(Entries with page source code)
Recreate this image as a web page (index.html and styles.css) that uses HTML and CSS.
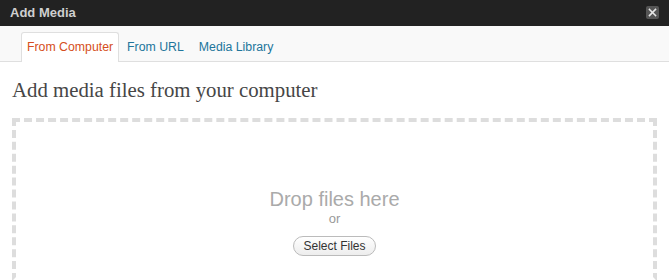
FILE: index.html
```html
<!DOCTYPE html>
<html>
<head>
<meta charset="utf-8">
<link rel="stylesheet" href="styles.css">
</head>
<body>
<div class="titlebar">
  <span class="title">Add Media</span>
  <span class="close"><svg width="13" height="13" viewBox="0 0 13 13"><path d="M3.5 3.5 L9.5 9.5 M9.5 3.5 L3.5 9.5" stroke="#e6e6e6" stroke-width="1.6" stroke-linecap="square"/></svg></span>
</div>
<div class="tabs">
  <a class="tab active">From Computer</a>
  <a class="tab">From URL</a>
  <a class="tab">Media Library</a>
</div>
<div class="content">
  <h3 class="heading">Add media files from your computer</h3>
  <div class="dropzone">
    <div class="drop-text">Drop files here</div>
    <div class="or">or</div>
    <button class="select">Select Files</button>
  </div>
</div>
</body>
</html>
```

FILE: styles.css
```css
* { box-sizing: border-box; }
html, body { margin: 0; padding: 0; background: #fff; overflow: hidden; }
body { font-family: "Liberation Sans", Arial, sans-serif; width: 669px; height: 280px; }

.titlebar {
  height: 26px;
  background: #222;
  display: flex;
  align-items: center;
  justify-content: space-between;
  padding: 0 10px;
}
.title {
  color: #cfcfcf;
  font-weight: bold;
  font-size: 13px;
  line-height: 26px;
}
.close {
  width: 13px;
  height: 13px;
  background: #555;
  border-radius: 2px;
  display: flex;
  margin-top: -1px;
}

.tabs {
  height: 36px;
  background: #f9f9f9;
  border-bottom: 1px solid #dfdfdf;
  padding: 6px 0 0 21px;
  display: flex;
  gap: 1px;
}
.tab {
  font-size: 12.3px;
  line-height: 28px;
  height: 30px;
  padding: 0 5px;
  border: 1px solid transparent;
  border-bottom: none;
  color: #21759b;
  border-radius: 3px 3px 0 0;
}
.tab + .tab { padding: 0 6px; }
.tab.active {
  background: #fff;
  border-color: #dfdfdf;
  color: #d54e21;
}

.content { padding: 0 12px; }
.heading {
  margin: 0;
  padding-top: 15px;
  font-family: "Liberation Serif", Georgia, serif;
  font-weight: normal;
  font-size: 20.8px;
  line-height: 26px;
  color: #464646;
}
.dropzone {
  margin-top: 15px;
  border: 4px dashed #ddd;
  border-bottom-color: transparent;
  height: 163px;
  display: flex;
  flex-direction: column;
  align-items: center;
  padding-top: 66px;
}
.drop-text {
  font-size: 20px;
  line-height: 23px;
  color: #aaa;
}
.or {
  font-size: 13px;
  line-height: 16px;
  color: #999;
}
.select {
  margin-top: 9px;
  font-family: "Liberation Sans", Arial, sans-serif;
  font-size: 12px;
  color: #333;
  height: 20px;
  padding: 0 9px;
  border: 1px solid #bbb;
  border-radius: 11px;
  background: linear-gradient(#fff, #ededed);
  line-height: 18px;
}
```
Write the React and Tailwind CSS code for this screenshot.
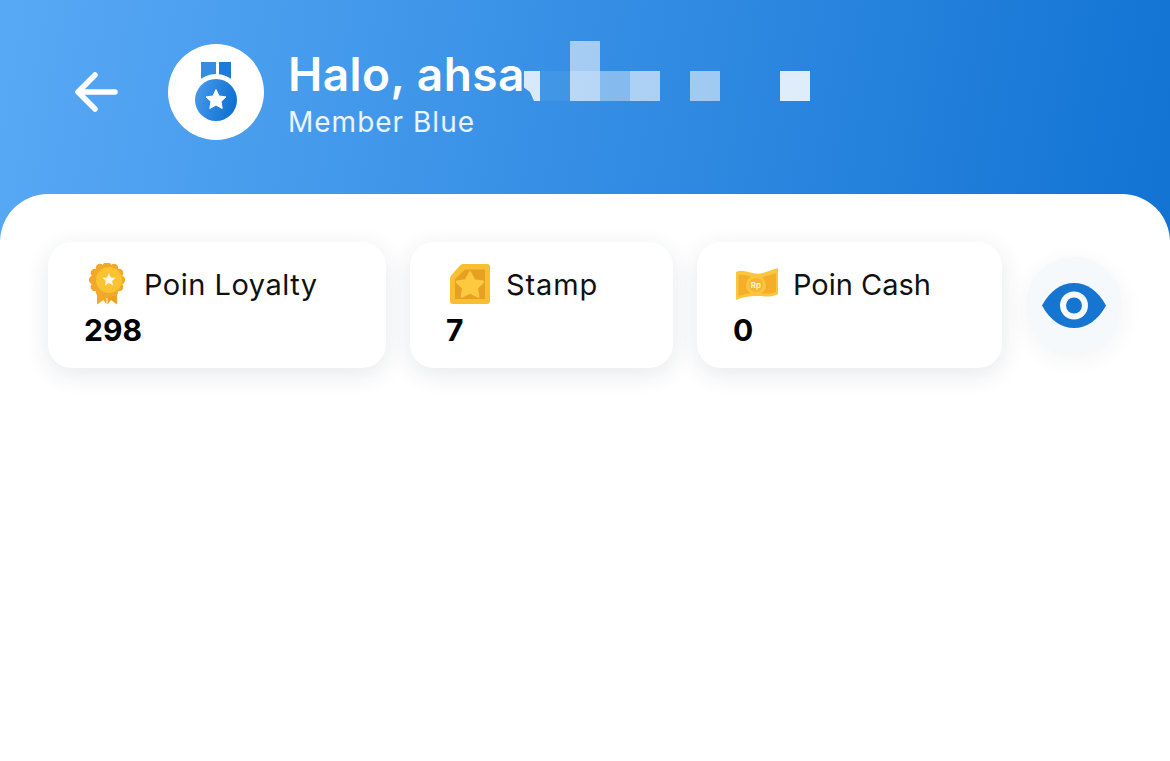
import React from 'react';

const cards = [
    { label: 'Poin Loyalty', value: '298', icon: <LoyaltyIcon />, width: 'w-[338px]', rowClass: 'pl-[2px]', labelClass: 'ml-[17px] tracking-[0.5px]' },
    { label: 'Stamp', value: '7', icon: <StampIcon />, width: 'w-[263px]', rowClass: 'pl-[2px]', labelClass: 'ml-[15px] tracking-[0.9px]' },
    { label: 'Poin Cash', value: '0', icon: <CashIcon />, width: 'w-[305px]', rowClass: 'pl-[1px]', labelClass: 'ml-[14px]' },
];

// censor blocks sitting over the name
const blocks = [
    { className: 'left-[540px] top-[71px] h-[30px] w-[30px] bg-white/5' },
    { className: 'left-[570px] top-[41px] h-[30px] w-[30px] bg-white/55' },
    { className: 'left-[570px] top-[71px] h-[30px] w-[30px] bg-white/65' },
    { className: 'left-[600px] top-[71px] h-[30px] w-[30px] bg-white/40' },
    { className: 'left-[630px] top-[71px] h-[30px] w-[30px] bg-white/60' },
    { className: 'left-[690px] top-[71px] h-[30px] w-[30px] bg-white/55' },
    { className: 'left-[780px] top-[71px] h-[30px] w-[30px] bg-white/85' },
];

const scallops = Array.from({ length: 12 }, (_, i) => {
    const angle = (i * Math.PI) / 6;
    return { cx: 20 + Math.cos(angle) * 14, cy: 17 + Math.sin(angle) * 14 };
});

function LoyaltyIcon() {
    return (
        <svg width="40" height="42" viewBox="0 0 40 42" className="shrink-0">
            <path d="M10 24 L10 41.500 L16.500 37 L19.500 41.500 L19.500 24 Z" fill="#f2a923" />
            <path d="M20.500 24 L20.500 41.500 L24 37 L30 41.500 L30 24 Z" fill="#eea01f" />
            {scallops.map((s, i) => (
                <circle key={i} cx={s.cx} cy={s.cy} r="4.200" fill="#f0a92a" />
            ))}
            <circle cx="20" cy="17" r="14.500" fill="#f0a92a" />
            <circle cx="22" cy="17" r="13" fill="#fbc331" />
            <path d="M22 10 L23.900 14.400 L28.600 14.800 L25.100 17.900 L26.100 22.500 L22 20.100 L17.900 22.500 L18.900 17.900 L15.400 14.800 L20.100 14.400 Z" fill="#fff8e6" strokeLinejoin="round" />
        </svg>
    );
}

function StampIcon() {
    return (
        <svg width="42" height="42" viewBox="0 0 42 42" className="shrink-0">
            <path d="M14 1 H38 Q41 1 41 4 V38 Q41 41 38 41 H4 Q1 41 1 38 V16 Q1 13.500 3 11.500 L10.500 3 Q12 1 14 1 Z" fill="#f9bf31" />
            <path d="M16 6.500 H36 V36 H6 V16 Z" fill="#e7a024" />
            <path d="M21 9.500 L25.200 17.500 L34 18.800 L27.700 25 L29.200 33.500 L21 29.500 L12.800 33.500 L14.300 25 L8 18.800 L16.800 17.500 Z" fill="#fdc93f" stroke="#fdc93f" strokeWidth="2.500" strokeLinejoin="round" />
        </svg>
    );
}

function CashIcon() {
    return (
        <svg width="44" height="34" viewBox="0 0 44 34" className="shrink-0">
            <path d="M1 5 C9 1 18 9 28 6 C34 4 39 2 43 1 V27 C36 31 30 29 22 29 C14 29 8 30 1 33 Z" fill="#fcc53e" />
            <path d="M3.500 8 C11 6 18 13 28 10 C33 9 37 7 41 6 V25 C35 28 29 26 22 26 C14 26 9 27 3.500 29 Z" fill="#f4ae29" />
            <circle cx="21" cy="18" r="10" fill="#fcc53e" />
            <circle cx="21" cy="18" r="7" fill="#f6b62f" />
            <text x="21" y="21" textAnchor="middle" fontSize="8" fontWeight="700" fill="#fff3cf" fontFamily="Inter, sans-serif">Rp</text>
        </svg>
    );
}

function MedalIcon() {
    return (
        <svg width="62" height="66" viewBox="0 0 62 66">
            <defs>
                <linearGradient id="medalFill" x1="0" y1="0" x2="1" y2="0.300">
                    <stop offset="0" stopColor="#4a9dec" />
                    <stop offset="1" stopColor="#1272d3" />
                </linearGradient>
            </defs>
            <rect x="16" y="1" width="15" height="23" fill="#348ce3" />
            <rect x="34" y="1" width="12" height="23" fill="#1d7ad7" />
            <circle cx="31" cy="39" r="26" fill="#fff" />
            <circle cx="31" cy="39" r="21" fill="url(#medalFill)" />
            <path d="M31 28.500 L34 35 L41 35.900 L36 40.500 L37.200 47.500 L31 44 L24.800 47.500 L26 40.500 L21 35.900 L28 35 Z" fill="#fff" stroke="#fff" strokeLinejoin="round" />
        </svg>
    );
}

function PointCard({ label, value, icon, width, rowClass, labelClass }) {
    return (
        <div className={`${width} h-[126px] shrink-0 rounded-[24px] bg-white pl-[37px] pt-[21px] shadow-[0_6px_24px_rgba(30,50,80,0.11)]`}>
            <div className={`${rowClass} flex h-[42px] items-center`}>
                {icon}
                <span className={`${labelClass} text-[29px] leading-none text-[#111]`}>{label}</span>
            </div>
            <div className="mt-[7px] -ml-[1px] text-[30px] font-bold leading-[36px] text-black">{value}</div>
        </div>
    );
}

export default function App() {
    return (
        <div className="relative h-[761px] w-[1170px] overflow-hidden bg-white font-['Inter',sans-serif]">
            <div className="flex h-[240px] items-start bg-[linear-gradient(100deg,#58a9f5,#1273d3)] pl-[75px] pt-[44px]">
                <svg width="43" height="40" viewBox="0 0 43 40" fill="none" stroke="#fff" strokeWidth="5.500" strokeLinecap="round" strokeLinejoin="round" className="mt-[28px]">
                    <path d="M40 20 H4" />
                    <path d="M20 3 L3 20 L20 37" />
                </svg>
                <div className="ml-[50px] flex h-[96px] w-[96px] items-center justify-center rounded-full bg-white pt-[3px]">
                    <MedalIcon />
                </div>
                <div className="ml-[24px] text-white">
                    <div className="text-[46px] font-semibold leading-[60px] tracking-[0.45px]">Halo, ahsa</div>
                    <div className="mt-[1px] text-[28px] leading-[34px] tracking-[1px] text-white/90">Member Blue</div>
                </div>
            </div>

            {blocks.map((block, i) => (
                <div key={i} className={`absolute ${block.className}`} />
            ))}
            <div className="absolute left-[520px] top-[71px] h-[30px] w-[20px] bg-white/80 [clip-path:polygon(20%_0,100%_0,100%_100%,70%_100%,50%_70%,20%_55%)]" />

            <div className="relative -mt-[46px] h-[567px] rounded-t-[48px] bg-white px-[48px] pt-[48px]">
                <div className="flex items-start gap-[24px]">
                    {cards.map(card => (
                        <PointCard key={card.label} {...card} />
                    ))}
                    <div className="mt-[15px] flex h-[96px] w-[96px] items-center justify-center rounded-full bg-[#f6f9fb] shadow-[0_6px_24px_rgba(30,50,80,0.06)]">
                        <svg width="64" height="45" viewBox="0 0 64 45">
                            <path d="M0 22.500 C8 8 19 0 32 0 C45 0 56 8 64 22.500 C56 37 45 45 32 45 C19 45 8 37 0 22.500 Z" fill="#1775d2" />
                            <circle cx="32" cy="22.500" r="14" fill="#f6f9fb" />
                            <circle cx="32" cy="22.500" r="8" fill="#1775d2" />
                        </svg>
                    </div>
                </div>
            </div>
        </div>
    );
}
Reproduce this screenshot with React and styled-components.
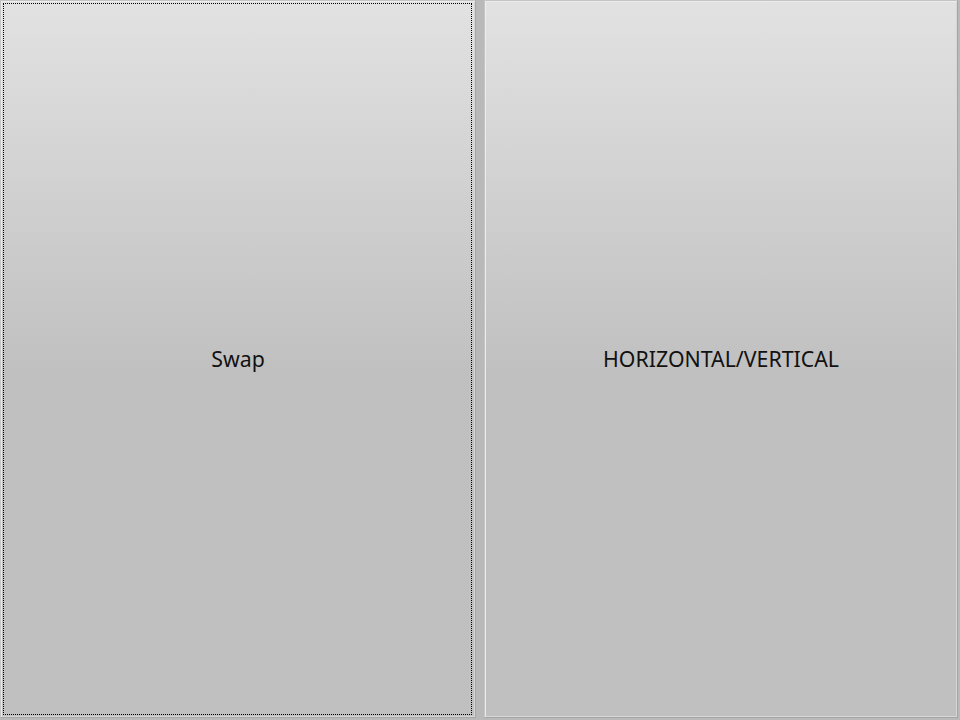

# Work required
Search the data for "React" and list every line in which it occurs.

# Completed task
Write the React and Tailwind CSS code for this screenshot.
import React from 'react';
Reproduce this screenshot with React and styled-components.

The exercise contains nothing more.